Still more housing policy confusion

STILL MORE HOUSING POLICY CONFUSION…. About two weeks ago, at a campaign event in Colorado, Sarah Palin claimed that Fannie Mae and Freddie Mac had become “too expensive to the taxpayers.” The criticism didn’t make any sense — the lending companies have operated as private companies without taxpayer funds. In the midst of a housing crisis, it’s the kind of detail a candidate for national office ought to know, especially before talking about the issue.

McCain broached the subject in a similar way yesterday.

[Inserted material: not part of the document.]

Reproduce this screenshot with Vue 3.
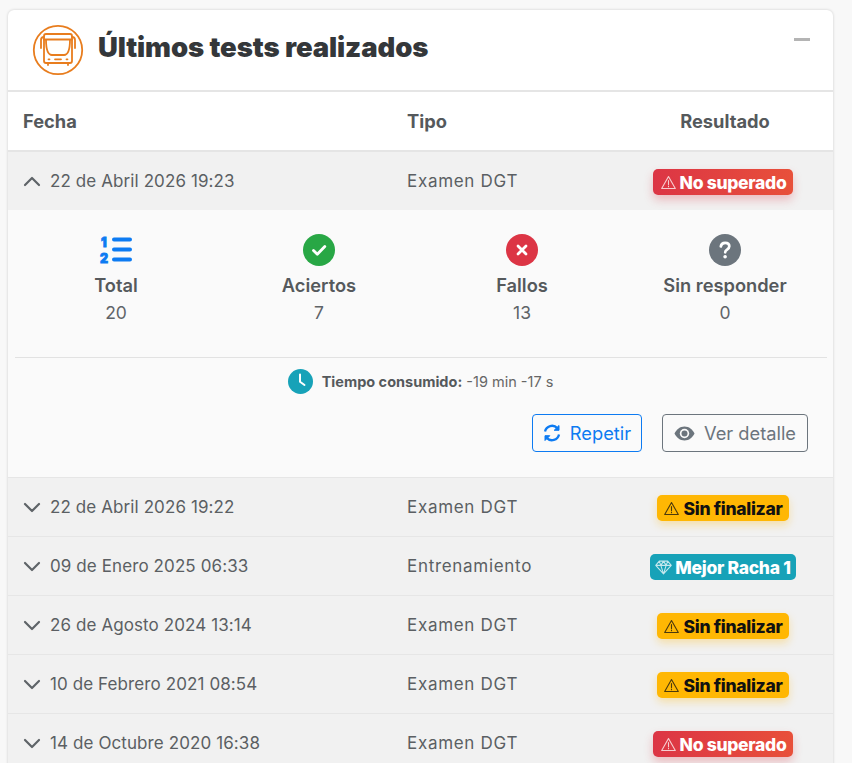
<script setup>
const rows = [
  { date: '22 de Abril 2026 19:22', type: 'Examen DGT', result: 'Sin finalizar', kind: 'warn' },
  { date: '09 de Enero 2025 06:33', type: 'Entrenamiento', result: 'Mejor Racha 1', kind: 'info' },
  { date: '26 de Agosto 2024 13:14', type: 'Examen DGT', result: 'Sin finalizar', kind: 'warn' },
  { date: '10 de Febrero 2021 08:54', type: 'Examen DGT', result: 'Sin finalizar', kind: 'warn' },
  { date: '14 de Octubre 2020 16:38', type: 'Examen DGT', result: 'No superado', kind: 'danger' }
]
</script>

<template>
  <div class="page">
    <section class="card">
      <header class="card-head">
        <svg class="bus" width="52" height="52" viewBox="0 0 52 52" fill="none" stroke="#e87d1e" stroke-width="1.800" stroke-linecap="round" stroke-linejoin="round">
          <circle cx="26" cy="26" r="24.200" />
          <path d="M14 10h24a2 2 0 0 1 2 2v25a2 2 0 0 1-2 2H14a2 2 0 0 1-2-2V12a2 2 0 0 1 2-2z" />
          <path d="M12 15.500h28M14 15.500c0 8 1 15.500 6 15.500h12c5 0 6-7.500 6-15.500" />
          <path d="M12 13c-2 0-3 1-3 3v8M40 13c2 0 3 1 3 3v8" />
          <path d="M16 39v2M36 39v2M23 35.300h6M16.500 35.300h1M34.500 35.300h1" />
        </svg>
        <h2>Últimos tests realizados</h2>
        <span class="collapse"></span>
      </header>

      <div class="row table-head">
        <div>Fecha</div>
        <div>Tipo</div>
        <div class="center">Resultado</div>
      </div>

      <div class="row item open">
        <div class="date">
          <svg class="chev" width="18" height="11" viewBox="0 0 18 11" fill="none" stroke="#5f6468" stroke-width="2.200" stroke-linecap="round" stroke-linejoin="round"><path d="M2 9l7-7 7 7" /></svg>
          22 de Abril 2026 19:23
        </div>
        <div class="type">Examen DGT</div>
        <div class="center">
          <span class="badge danger">
            <svg width="17" height="15" viewBox="0 0 16 15" fill="none" stroke="currentColor" stroke-width="1.100" stroke-linejoin="round" class="tri"><path d="M8 1.500l6.800 12H1.200z" /><path d="M8 5.500v4M8 11v.8" stroke-linecap="round" /></svg>
            No superado
          </span>
        </div>
      </div>

      <div class="details">
        <div class="stats">
          <div class="stat">
            <svg width="34" height="32" viewBox="0 0 34 32" fill="#0d7bf2">
              <rect x="13" y="3.500" width="20" height="4" rx="2" />
              <rect x="13" y="13.500" width="20" height="4" rx="2" />
              <rect x="13" y="23.500" width="20" height="4" rx="2" />
              <text x="2" y="12.500" class="num">1</text>
              <text x="1" y="28.500" class="num">2</text>
            </svg>
            <strong>Total</strong>
            <span>20</span>
          </div>
          <div class="stat">
            <svg width="32" height="32" viewBox="0 0 32 32">
              <circle cx="16" cy="16" r="16" fill="#28a745" />
              <path d="M10.500 16.500l3.800 3.800 7.500-7.800" fill="none" stroke="#fff" stroke-width="2.800" stroke-linecap="round" stroke-linejoin="round" />
            </svg>
            <strong>Aciertos</strong>
            <span>7</span>
          </div>
          <div class="stat">
            <svg width="32" height="32" viewBox="0 0 32 32">
              <circle cx="16" cy="16" r="16" fill="#dc3545" />
              <path d="M12 12l8 8M20 12l-8 8" fill="none" stroke="#fff" stroke-width="2.800" stroke-linecap="round" />
            </svg>
            <strong>Fallos</strong>
            <span>13</span>
          </div>
          <div class="stat">
            <svg width="32" height="32" viewBox="0 0 32 32">
              <circle cx="16" cy="16" r="16" fill="#6c757d" />
              <path d="M11.800 12.500c.3-2.400 2-3.700 4.300-3.700 2.500 0 4.200 1.400 4.200 3.500 0 1.700-1 2.500-2.200 3.300-1.200.8-1.900 1.300-1.900 2.700" fill="none" stroke="#fff" stroke-width="2.700" stroke-linecap="round" />
              <circle cx="16.100" cy="22.800" r="1.800" fill="#fff" />
            </svg>
            <strong>Sin responder</strong>
            <span>0</span>
          </div>
        </div>

        <div class="time">
          <svg width="25" height="25" viewBox="0 0 25 25">
            <circle cx="12.500" cy="12.500" r="12.500" fill="#17a2b8" />
            <path d="M12 5.500v7.200l4.500 3.300" fill="none" stroke="#fff" stroke-width="2" stroke-linecap="round" stroke-linejoin="round" />
          </svg>
          <p><b>Tiempo consumido:</b> -19 min -17 s</p>
        </div>

        <div class="actions">
          <button class="btn blue">
            <svg width="18" height="18" viewBox="0 0 18 18" fill="none" stroke="currentColor" stroke-width="2.300" stroke-linejoin="round">
              <path d="M2 7.500a7.200 7.200 0 0 1 12.300-3.400" />
              <path d="M16 10.500a7.200 7.200 0 0 1-12.300 3.400" />
              <path d="M16 1.500v4.800h-4.800z" fill="currentColor" stroke-width="1" />
              <path d="M2 16.500v-4.800h4.800z" fill="currentColor" stroke-width="1" />
            </svg>
            Repetir
          </button>
          <button class="btn grey">
            <svg width="21" height="15" viewBox="0 0 21 15">
              <path d="M10.500.5C6 .5 2.500 3.300.5 7.500c2 4.200 5.500 7 10 7s8-2.800 10-7c-2-4.200-5.500-7-10-7z" fill="#6c757d" />
              <circle cx="10.500" cy="7.500" r="4.700" fill="#fafafa" />
              <circle cx="10.500" cy="7.500" r="3" fill="#6c757d" />
            </svg>
            Ver detalle
          </button>
        </div>
      </div>

      <div v-for="r in rows" :key="r.date" class="row item">
        <div class="date">
          <svg class="chev" width="18" height="11" viewBox="0 0 18 11" fill="none" stroke="#5f6468" stroke-width="2.200" stroke-linecap="round" stroke-linejoin="round"><path d="M2 2l7 7 7-7" /></svg>
          {{ r.date }}
        </div>
        <div class="type">{{ r.type }}</div>
        <div class="center">
          <span class="badge" :class="r.kind">
            <svg v-if="r.kind === 'info'" width="17" height="15" viewBox="0 0 16 14" fill="none" stroke="currentColor" stroke-width="1" stroke-linejoin="round" class="tri"><path d="M4 1h8l3.300 4L8 13 .7 5zM.7 5h14.600M5.500 5L8 13l2.500-8M4 1l1.500 4L8 1l2.500 4L12 1" /></svg>
            <svg v-else width="17" height="15" viewBox="0 0 16 15" fill="none" stroke="currentColor" stroke-width="1.100" stroke-linejoin="round" class="tri"><path d="M8 1.500l6.800 12H1.200z" /><path d="M8 5.500v4M8 11v.8" stroke-linecap="round" /></svg>
            {{ r.result }}
          </span>
        </div>
      </div>
    </section>
  </div>
</template>

<style scoped>
.page {
  height: 763px;
  overflow: hidden;
  box-sizing: border-box;
  padding: 10px 19px 0 8px;
  background: #f8f8f8;
  font-family: Inter, "Liberation Sans", sans-serif;
  color: #5b5f63;
}
.card {
  background: #fff;
  border-radius: 6px 6px 0 0;
  box-shadow: 0 0 3px rgba(0, 0, 0, 0.18);
}
.card-head {
  position: relative;
  display: flex;
  align-items: center;
  gap: 14px;
  height: 80px;
  padding-left: 24px;
  border-bottom: 2px solid #e5e5e5;
}
.bus { flex-shrink: 0; margin-top: -1px; }
h2 {
  margin: -6px 0 0;
  font-size: 27.500px;
  font-weight: 900;
  letter-spacing: -0.1px;
  color: #34373a;
}
.collapse {
  position: absolute;
  top: 28px;
  right: 23px;
  width: 16px;
  height: 3px;
  background: #b4b4b4;
}
.row {
  display: grid;
  grid-template-columns: 384px 225px 216px;
  align-items: center;
  font-size: 17px;
}
.row > div:first-child { padding-left: 15px; }
.row > div:nth-child(2) { padding-left: 15px; }
.center { text-align: center; }
.table-head {
  height: 58px;
  border-bottom: 2px solid #e5e5e5;
  font-size: 18.300px;
  font-weight: 700;
  color: #55595c;
}
.item {
  height: 58px;
  background: #f1f1f1;
  border-bottom: 1px solid #e6e6e6;
}
.item.open { border-bottom: 0; }
.date {
  display: flex;
  align-items: center;
  gap: 9px;
  letter-spacing: 0.1px;
}
.type { letter-spacing: 0.7px; }
.badge {
  display: inline-flex;
  align-items: center;
  gap: 3px;
  height: 26px;
  margin: 2px 4px 0 0;
  padding: 0 7px;
  border-radius: 5px;
  font-size: 17.500px;
  font-weight: 800;
  letter-spacing: -0.3px;
  white-space: nowrap;
}
.tri { flex-shrink: 0; opacity: 0.75; }
.danger {
  color: #fff;
  background: linear-gradient(90deg, #dc3545, #e8503a);
  box-shadow: 0 5px 10px rgba(220, 53, 69, 0.28);
}
.warn {
  padding: 0 6px;
  color: #111;
  background: #ffb703;
  box-shadow: 0 4px 9px rgba(255, 183, 3, 0.3);
}
.info {
  padding: 0 5px;
  color: #fff;
  background: #17a2b8;
}
.details {
  height: 268px;
  box-sizing: border-box;
  padding: 24px 6.500px 0;
  background: #fafafa;
  border-bottom: 1px solid #e6e6e6;
}
.stats {
  display: grid;
  grid-template-columns: repeat(4, 1fr);
  height: 123px;
  border-bottom: 1px solid #e2e2e2;
}
.stat {
  display: flex;
  flex-direction: column;
  align-items: center;
}
.stat strong {
  margin-top: 7px;
  font-size: 18.300px;
  font-weight: 600;
  line-height: 24px;
  color: #55595c;
}
.stat span {
  margin-top: 4px;
  font-size: 17.500px;
  line-height: 24px;
  color: #5f6468;
}
.num {
  font-family: Inter, sans-serif;
  font-size: 12.500px;
  font-weight: 900;
  stroke: #0d7bf2;
  stroke-width: 0.8px;
}
.time {
  display: flex;
  align-items: center;
  justify-content: center;
  gap: 9px;
  margin-top: 11px;
}
.time p {
  margin: 0;
  font-size: 14.500px;
  color: #666;
}
.time b {
  font-weight: 700;
  color: #55595c;
}
.actions {
  display: flex;
  justify-content: flex-end;
  gap: 20px;
  margin-top: 20px;
  padding-right: 18.500px;
}
.btn {
  display: inline-flex;
  align-items: center;
  justify-content: center;
  gap: 9px;
  height: 38px;
  padding: 0;
  background: transparent;
  border-radius: 4px;
  font-family: inherit;
  font-size: 18.300px;
}
.blue {
  width: 110px;
  color: #0d7bf2;
  border: 1px solid #0d7bf2;
}
.grey {
  width: 146px;
  color: #6c757d;
  border: 1px solid #6c757d;
}
</style>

McCain has aired and prepared, respectively, two ads that link Obama to former Freddie Mac and Fannie Mae chief executives Jim Johnson and Franklin D. Raines. McCain told a large, loud audience in Blaine, Minn., that Johnson had walked away from the mortgage giants with $21 million “of your money” in severance pay, while Raines received $25 million.

“Let’s tell them to give it back,” McCain said, and the crowd obliged, chanting “Give it back. Give it back.”

First, if we’re going to start talking about executives with excessive golden parachutes, perhaps McCain might consider addressing Carly Fiorina’s $42 million going-away package.

Second, and more to the point, Freddie Mac and Fannie Mae execs were not given taxpayer-financed severance packages. Again, we’re talking about private companies, not taxpayer-financed agencies. As the Washington Post reported today, “[T]he severance packages were paid by company shareholders, not taxpayers.”

So, here’s the question. Is John McCain still confused, even now, about how Freddie Mac and Fannie Mae operated, or was he just trying to energize voters with talking points he knew to be false?

Oddly enough, given the last several months, it’s genuinely hard to tell when McCain is being dishonest and when he’s being incompetent.